Ma è soprattutto dentro la filiera manifatturiera che stanno cambiando le cose, come indica il recente rapporto CAMI-Cciaa di Torino, con quasi il 30% delle imprese della componentistica che lavorano sul nuovo paradigma tecnologico. E l’attenzione per il cambiamento non può che aumentare e diffondersi dai leader della componentistica di primo livello alle piccole imprese sub-fornitrici, con i rischi però di un impatto pesantemente negativo sulle attività tradizionali, costrette a riconvertirsi, negli impianti produttivi ma anche nel capitale umano, che necessita di nuova formazione.

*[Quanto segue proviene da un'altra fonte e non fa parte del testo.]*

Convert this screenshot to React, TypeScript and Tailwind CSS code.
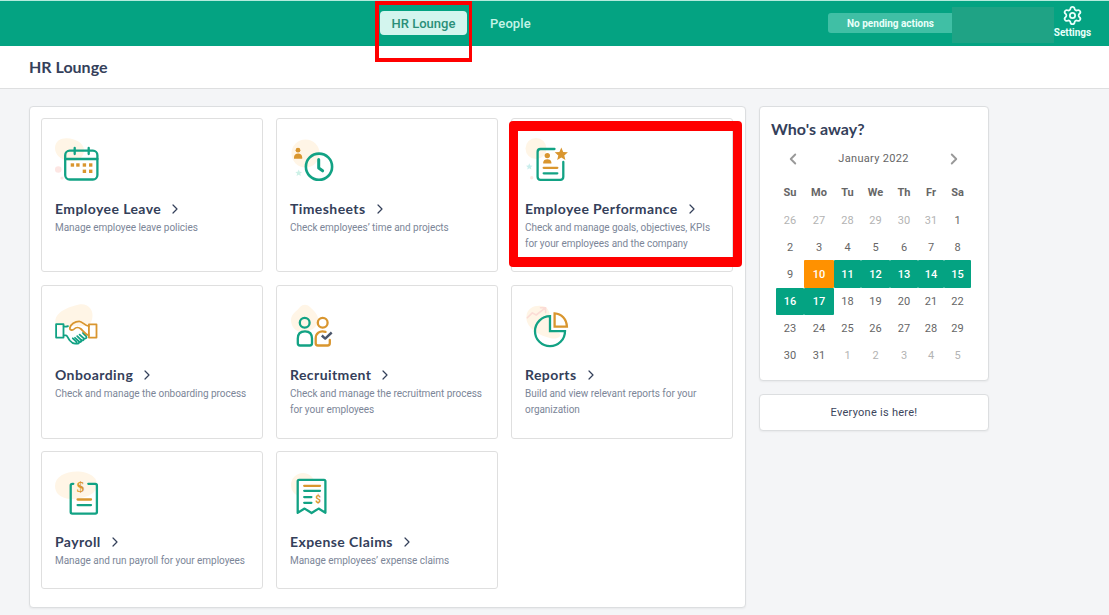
import React from 'react'
import { ChevronLeft, ChevronRight, Settings } from 'lucide-react'

const GREEN = '#12a284'
const ORANGE = '#d9962f'
const CREAM = '#fff5e6'

const STAR = 'M0 -6.8 L1.9 -2.4 L6.6 -2 L3 1.1 L4.1 5.8 L0 3.3 L-4.1 5.8 L-3 1.1 L-6.6 -2 L-1.9 -2.4 Z'

function Icon({ children }: { children: React.ReactNode }) {
  return (
    <svg
      width="48"
      height="48"
      viewBox="0 0 48 48"
      fill="none"
      stroke={GREEN}
      strokeWidth="2.3"
      strokeLinecap="round"
      strokeLinejoin="round"
      className="overflow-visible"
    >
      {children}
    </svg>
  )
}

function LeaveIcon() {
  return (
    <Icon>
      <path d="M0 12 C0 5 6 2 12 2.3 C20 2.6 29 7 29 14 C29 22 22 26 14 25 C6 24 0 19 0 12Z" fill={CREAM} stroke="none" />
      <circle cx="3.3" cy="33.5" r="3.3" fill="#fde6e3" stroke="none" />
      <circle cx="7" cy="42" r="1.6" fill="#fde6e3" stroke="none" />
      <rect x="10.2" y="14.7" width="32.2" height="28.8" rx="4.5" />
      <path d="M10.2 23 H42.4 M19.7 12 V18 M33.7 12 V18" />
      <g fill={ORANGE} stroke="none">
        <rect x="15.7" y="27.3" width="3.4" height="3.4" />
        <rect x="21.2" y="27.3" width="3.4" height="3.4" />
        <rect x="27.7" y="27.3" width="3.4" height="3.4" />
        <rect x="34" y="27.3" width="3.4" height="3.4" />
        <rect x="27.7" y="33.6" width="3.4" height="3.4" />
        <rect x="34" y="33.6" width="3.4" height="3.4" />
      </g>
    </Icon>
  )
}

function TimesheetIcon() {
  return (
    <Icon>
      <circle cx="15.5" cy="17.5" r="14" fill={CREAM} stroke="none" />
      <path d={STAR} transform="translate(8.7 37) scale(0.52)" fill="#cdf1e7" stroke="none" />
      <circle cx="8" cy="14.2" r="2.4" fill={ORANGE} stroke="none" />
      <path d="M4 22.8 V21.5 C4 19 5.8 17.6 8.1 17.6 C10.4 17.6 12.2 19 12.2 21.5 V22.8Z" fill={ORANGE} stroke="none" />
      <circle cx="29" cy="30.7" r="13.1" strokeWidth="2.6" />
      <path d="M28.7 23.5 V32 L32.6 34.8" strokeWidth="3" />
    </Icon>
  )
}

function PerformanceIcon() {
  return (
    <Icon>
      <circle cx="11" cy="12.5" r="10.5" fill={CREAM} stroke="none" />
      <path d={STAR} transform="translate(4.3 30.7) scale(0.5)" fill="#c9eeed" stroke="none" />
      <circle cx="6.7" cy="41.7" r="1.7" fill="#fde6e3" stroke="none" />
      <path d="M29.5 13 H15.5 Q12.6 13 12.6 16 V40.8 Q12.6 43.8 15.5 43.8 H35.3 Q38.3 43.8 38.3 40.8 V26" />
      <path d={STAR} transform="translate(36.3 18.3)" fill={ORANGE} stroke="none" />
      <circle cx="22.3" cy="19.6" r="2.7" fill={ORANGE} stroke="none" />
      <path d="M18.2 27.4 V26.6 C18.2 24.3 20 23.2 22.3 23.2 C24.6 23.2 26.4 24.3 26.4 26.6 V27.4Z" fill={ORANGE} stroke="none" />
      <path d="M18.7 31.8 H32.3" stroke={ORANGE} />
      <path d="M18.7 37.3 H32.3" />
    </Icon>
  )
}

function OnboardingIcon() {
  return (
    <Icon>
      <path d="M0.5 21 C-1 10 14 5 24 2.6 C33 1 38 8 37.5 14 C37 22 34 24 24 24 H6 C2 24 1 23 0.5 21Z" fill={CREAM} stroke="none" />
      <g strokeWidth="1.8">
        <rect x="1.1" y="22.2" width="7.4" height="13.4" />
        <path d="M8.7 24.2 C10.5 25 11.5 24.8 13 24.2" />
        <path d="M8.7 33.3 H11 C12.5 33.6 12.8 36 14.8 38.5 C16.5 40.5 18.5 42 20.7 41.6 C22 41.4 21.8 40 21 39.3 L17.8 36.3" />
        <path d="M20 35.8 L24 39.5 C25.5 40.8 27.4 39.2 26 37.8 L22.2 34.2" />
        <path d="M26 37.8 C27.8 39.2 29.8 37.6 28.5 36.2 L24.6 32.6 M28.5 36.2 C30.5 37.4 32.5 35.6 31 34 L28 31" />
        <path d="M21.5 41.4 C23 42.2 24.6 41 24.2 39.7" />
        <g stroke={ORANGE}>
          <rect x="33.9" y="22.4" width="7.6" height="13.2" />
          <path d="M33.8 24.2 C30 24 27.5 19.3 24.2 19.3 C20 19.3 15.5 22.3 14.8 26 C14.6 28.2 17.5 28.8 19.2 27 C21 25 24 25.2 26 27 C28 29 30.8 32.8 33.8 33.2" />
        </g>
      </g>
    </Icon>
  )
}

function RecruitmentIcon() {
  return (
    <Icon>
      <path d="M1 18 C1 12 7 9 10 5 C13 2 17 2 20 5 C24 9 29 13 28 19 C27 26 20 30 12 30 C5 30 1 24 1 18Z" fill={CREAM} stroke="none" />
      <circle cx="14.7" cy="20.7" r="4.9" />
      <path d="M7.8 41.3 V36.5 C7.8 31.7 10.5 29.3 15 29.3 C19.5 29.3 22 31.7 22 36.5 V41.3 Q22 43.5 19.8 43.5 H10 Q7.8 43.5 7.8 41.3Z" />
      <g stroke={ORANGE}>
        <circle cx="32.7" cy="20.7" r="4.9" />
        <path d="M35.5 29.8 C29.5 28 25.7 31.5 25.7 36.5 V41.3 Q25.7 43.5 27.9 43.5 H37.6 Q39.8 43.5 39.8 41.3 V38" />
      </g>
      <path d="M31.8 33.5 L35.2 36.6 L41.7 30.5" stroke="#4b566b" strokeWidth="2.4" strokeLinecap="butt" />
    </Icon>
  )
}

function ReportsIcon() {
  return (
    <Icon>
      <path d="M1.5 14 C2 6 10 3 17 4 C24 5 25 11 25 17 V29 L34 31 C38 34 32 38 25 36 C12 33 0 24 1.5 14Z" fill={CREAM} stroke="none" />
      <path d="M2.3 15.8 L7.3 10.9 L11.2 13 L20.4 5.8 M15.5 5.8 H20.6 V10.6" stroke="#fbdcd6" strokeWidth="1.6" />
      <path d="M25 14.2 A15 15 0 1 0 40 29.2 H25Z" strokeLinejoin="miter" />
      <path d="M29.6 11.4 C36.5 11.8 41.5 17 41.9 24.6 H29.6Z" stroke={ORANGE} strokeLinejoin="miter" />
    </Icon>
  )
}

function PayrollIcon() {
  return (
    <Icon>
      <path d="M0 17 C0 8 10 2.6 22 2.6 C33 2.6 43 8 42 17 C41 26 28 30 15 30 C5 29 0 24 0 17Z" fill={CREAM} stroke="none" />
      <path d="M18.3 14.8 H17.3 Q15.7 14.8 15.7 16.4 V43 Q15.7 44.6 17.3 44.6 H40.3 Q41.9 44.6 41.9 43 V16.4 Q41.9 14.8 40.3 14.8 H33.3" />
      <text x="25.4" y="23" textAnchor="middle" fontSize="15" fontWeight="700" fontFamily="Liberation Serif, serif" fill={ORANGE} stroke="none">$</text>
      <path d="M22.6 30.5 H36" stroke={ORANGE} />
      <path d="M22.6 36.1 H36" />
    </Icon>
  )
}

function ExpenseIcon() {
  return (
    <Icon>
      <circle cx="13" cy="16" r="12" fill={CREAM} stroke="none" />
      <path d="M7.7 43.8 V12.3 Q7.7 10.9 9.1 10.9 H34 Q35.4 10.9 35.4 12.3 V43.8 L28.6 39.6 L21.6 44 L14.6 39.6Z" fill="#fff" />
      <path d="M14.2 16.8 H30" stroke={ORANGE} />
      <path d="M14.2 21.8 H30 M14.2 28.1 H21.4 M14.2 33.8 H21.4" />
      <text x="28.2" y="33.5" textAnchor="middle" fontSize="10" fontWeight="700" fontFamily="Roboto, sans-serif" fill={ORANGE} stroke="none">$</text>
    </Icon>
  )
}

const modules = [
  { title: 'Employee Leave', text: 'Manage employee leave policies', icon: LeaveIcon },
  { title: 'Timesheets', text: 'Check employees’ time and projects', icon: TimesheetIcon },
  {
    title: 'Employee Performance',
    text: 'Check and manage goals, objectives, KPIs for your employees and the company',
    icon: PerformanceIcon,
    marked: true,
  },
  { title: 'Onboarding', text: 'Check and manage the onboarding process', icon: OnboardingIcon },
  { title: 'Recruitment', text: 'Check and manage the recruitment process for your employees', icon: RecruitmentIcon },
  { title: 'Reports', text: 'Build and view relevant reports for your organization', icon: ReportsIcon },
  { title: 'Payroll', text: 'Manage and run payroll for your employees', icon: PayrollIcon },
  { title: 'Expense Claims', text: 'Manage employees’ expense claims', icon: ExpenseIcon },
]

const weekdays = ['Su', 'Mo', 'Tu', 'We', 'Th', 'Fr', 'Sa']

// January 2022 starts on a Saturday, so the grid opens with six December days
const days = Array.from({ length: 42 }, (_, i) => {
  const n = i - 5
  if (n < 1) return { label: n + 31, outside: true, n }
  if (n > 31) return { label: n - 31, outside: true, n }
  return { label: n, outside: false, n }
})

function dayClass(day: { outside: boolean; n: number }) {
  if (day.n === 10) return '-mt-px h-[28px] pt-0.5 bg-[#ff9100] text-white font-medium rounded-[1px]'
  if (day.n > 10 && day.n < 16) return '-mt-px h-[28px] pt-0.5 bg-[#04a382] text-white font-medium rounded-[1px]'
  if (day.n === 16 || day.n === 17) return 'h-[27px] pt-px bg-[#04a382] text-white font-medium rounded-[1px]'
  return day.outside ? 'h-[27px] pt-px text-[#b3b3b3]' : 'h-[27px] pt-px text-[#666]'
}

function Header() {
  return (
    <header className="flex h-[46px] border-t border-[#b5ebdd] bg-[#04a382]">
      <nav className="flex flex-1 items-start pl-[380px] pt-2.5 text-[13px] font-medium">
        <div className="relative flex h-6 w-[87px] items-center justify-center rounded bg-[#d3f5ee] pt-0.5 text-[#2a8f78]">
          HR Lounge
          <div className="absolute -left-[5px] -top-[10px] h-[61px] w-[97px] border-4 border-r-3 border-[#ff0000]" />
        </div>
        <div className="ml-[23px] flex h-6 items-center pt-0.5 tracking-[0.1px] text-[#c4f3e7]">People</div>
      </nav>
      <div className="flex pr-[18px]">
        <div className="mt-3 flex h-5 w-[124px] items-center justify-center rounded-l-[3px] bg-[#40bfa5] pl-px text-[10px] font-bold text-[#eafffa]">
          No pending actions
        </div>
        <div className="mt-1.5 h-9 w-[102px] bg-[#1fa385]" />
        <button className="flex w-[37px] flex-col items-center pt-[4px] text-[10px] font-bold text-[#e9fffa]">
          <Settings size={21} strokeWidth={2} className="shrink-0" />
          <span className="leading-[14px]">Settings</span>
        </button>
      </div>
    </header>
  )
}

function Calendar() {
  return (
    <div className="h-[275px] rounded-[4px] border border-[#dcdee0] bg-white shadow-xs">
      <h2 className="pl-[11px] pt-3 font-[Lato] text-[16px] font-bold leading-[20px] tracking-[0.05px] text-[#34405a]">Who's away?</h2>
      <div className="mt-[10px] flex h-5 items-center justify-between pl-[24px] pr-[25px] text-[11px] text-[#666]">
        <ChevronLeft size={18} strokeWidth={2.5} className="-mt-px text-[#999]" />
        <span className="tracking-[0.3px]">January 2022</span>
        <ChevronRight size={18} strokeWidth={2.5} className="-mt-px text-[#999]" />
      </div>
      <div className="ml-4 mt-[10px] grid w-[195px] auto-rows-[27px] grid-cols-[28px_30px_27px_29px_28px_26px_27px] grid-rows-[28px] text-center text-[11px]">
        {weekdays.map((d) => (
          <div key={d} className="flex items-center justify-center font-bold text-[#666]">{d}</div>
        ))}
        {days.map((day) => (
          <div key={day.n} className={`flex items-center justify-center ${dayClass(day)}`}>{day.label}</div>
        ))}
      </div>
    </div>
  )
}

export default function App() {
  return (
    <div className="flex h-[615px] w-[1109px] flex-col overflow-hidden bg-[#f4f5f7] font-[Roboto,sans-serif]">
      <Header />
      <div className="flex h-[43px] items-center border-b border-[#dedfe0] bg-white pl-[29px]">
        <h1 className="font-[Lato] text-[16px] font-bold text-[#34405a]">HR Lounge</h1>
      </div>

      <main className="flex items-start gap-[13px] pl-[29px] pt-[17px]">
        <div className="grid h-[502px] w-[717px] grid-cols-[222.4px_222.4px_222.4px] grid-rows-[154px_154px_138px] gap-[12.6px] rounded-[4px] border border-[#dcdee0] bg-white p-[11px] shadow-xs">
          {modules.map(({ title, text, icon: ModuleIcon, marked }) => (
            <div key={title} className="relative rounded-[3px] border border-[#dfdfdf] px-[13px] pt-[16.8px]">
              <ModuleIcon />
              <div className="mt-4 flex items-center gap-[6px] text-[#34405a]">
                <h3 className="whitespace-nowrap font-[Lato] text-[14px] font-bold leading-[18px] tracking-[0.42px]">{title}</h3>
                <ChevronRight size={16} strokeWidth={1.8} />
              </div>
              <p className="mt-[2px] text-[10px] leading-4 tracking-[-0.04px] text-[#7c8698]">{text}</p>
              {marked && (
                <div className="absolute -left-[3px] top-[2px] h-[146px] w-[233px] rounded-[4px] border-x-9 border-y-10 border-[#ff0000]" />
              )}
            </div>
          ))}
        </div>

        <aside className="flex w-[230px] flex-col gap-[13px]">
          <Calendar />
          <div className="flex h-[37px] items-center justify-center rounded-[4px] border border-[#dcdee0] bg-white pt-px text-[11px] tracking-[0.27px] text-[#3c465c] shadow-xs">
            Everyone is here!
          </div>
        </aside>
      </main>
    </div>
  )
}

Purtroppo, la situazione economica e patrimoniale delle imprese automotive non era brillante già nel 2019, come indicato in un recente contributo Ircres-Cnr, e quest’anno non può che peggiorare. Anche per questo motivo, la tenuta dell’ampia filiera italiana, che da FCA si estende ai componentisti e ai servizi, è di valenza strategica in questo periodo storico caratterizzato dalle necessità di rilanciare la ripresa, per almeno due motivi. Il primo si riferisce all’importanza “quantitativa” che la filiera ha per le esportazioni - grazie al buon posizionamento dei nostri componentisti nella catena del valore dell’industria europea, al cui interno primeggiano le esportazioni verso gli assemblatori finali tedeschi – e per l’occupazione (e qui c’è ancora un importante ruolo di FCA). Il secondo motivo ha un ambito dinamico: la branca degli autoveicoli viene indicata nelle tavole intersettoriali dell’Istat con il maggior coefficiente di attivazione (insieme all’edilizia) nella produzione degli altri settori economici, quali vetro, meccanica, macchinari, plastica, tessuti, ecc. Detto in altre parole, con migliaia di componenti assemblati in un’auto è facile comprendere come questa filiera sia un importante catalizzatore intersettoriale della ripresa, un target a cui mirare per favorire la ripresa generalizzata dell’economia.
Del resto, negli anni ’80 si affermava «Ciò che va bene alla Fiat va bene all’Italia»: una leggenda politica che aveva un fondo di verità scientifica. E che oggi può essere estesa alla realtà di tutta la filiera automotive.